Showing posts with label economics. Show all posts
Showing posts with label economics. Show all posts

Friday, January 21, 2011

R-dy R R

Hey, all.

So, I haven't been by in some time. Sorry 'bout that - you know, to my four loyal readers. :)

I spent winter break taking a class on a scripting language called R. That was a kick: two weeks to try and learn the language, the basics of LaTeX (a typesetting system), and how to get the two to talk to each other via a process called 'Sweaving.'

Also, as 8 days are such a long time: introductory spatial statistics.

Needless to say, this didn't go as planned. We all tried very hard: I pulled a lot of sessions staying up 'til midnight, and I was far from alone. The instructor's wife had a nightmare that he was cheating on her with a woman named 'R,' from what I heard. Part of the trouble was that everyone was deficient somewhere:
  • Poor Professor Rogers had never even taken a computer programming course before
As a result, he wasn't expecting all the difficulties with different machines. We had Macs, Windows XP through 7, etc. Not everything worked the same on every platform, naturally.
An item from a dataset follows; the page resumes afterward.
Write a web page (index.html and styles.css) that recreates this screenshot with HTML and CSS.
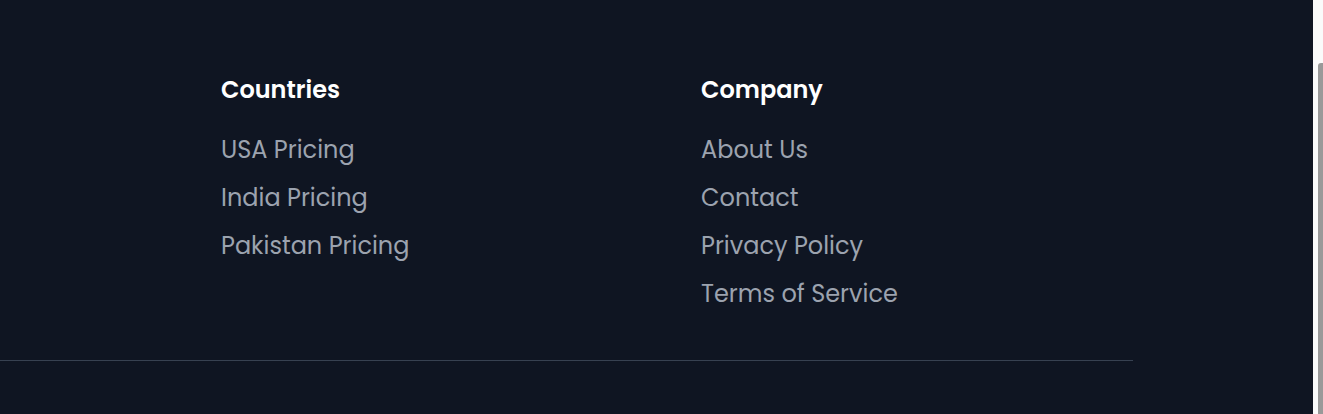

I warned him this would never get better, with systems constantly changing. (One poor guy had a tiny little Asus machine that couldn't run the regressions for our final project.) We could use the school computers for R, but not LaTeX/Sweave.
  • The class only required entry level econometrics to get into, so all the students were unprepared in some required area.
For most of them, it was computer programming experience. I actually had the most experience in that area, which is a scary thought. Nobody else really knew anything at all, and I used to doodle games on my TI-85, way back when. (I did get the little thing playing Tetris, but I'm not exactly a code monkey. Never really did anything with C++ or anything, and all my exploits are over a decade old.)

In my case, the weak spot was econometrics: I hadn't even heard of most of the techniques we were supposed to be expanding on, while most of them were comfortable there. Lots of Criminology PhD students. I guess they do that stuff a lot.

...

Needless to say, I had a blast. It was just like old times: obsessive focus on a single subject, no time for anything else. Didn't write. Barely remembered to eat. Loved it. I think I was the only one who did. I have some fellow students in the current term who are all treating it like a traumatic experience.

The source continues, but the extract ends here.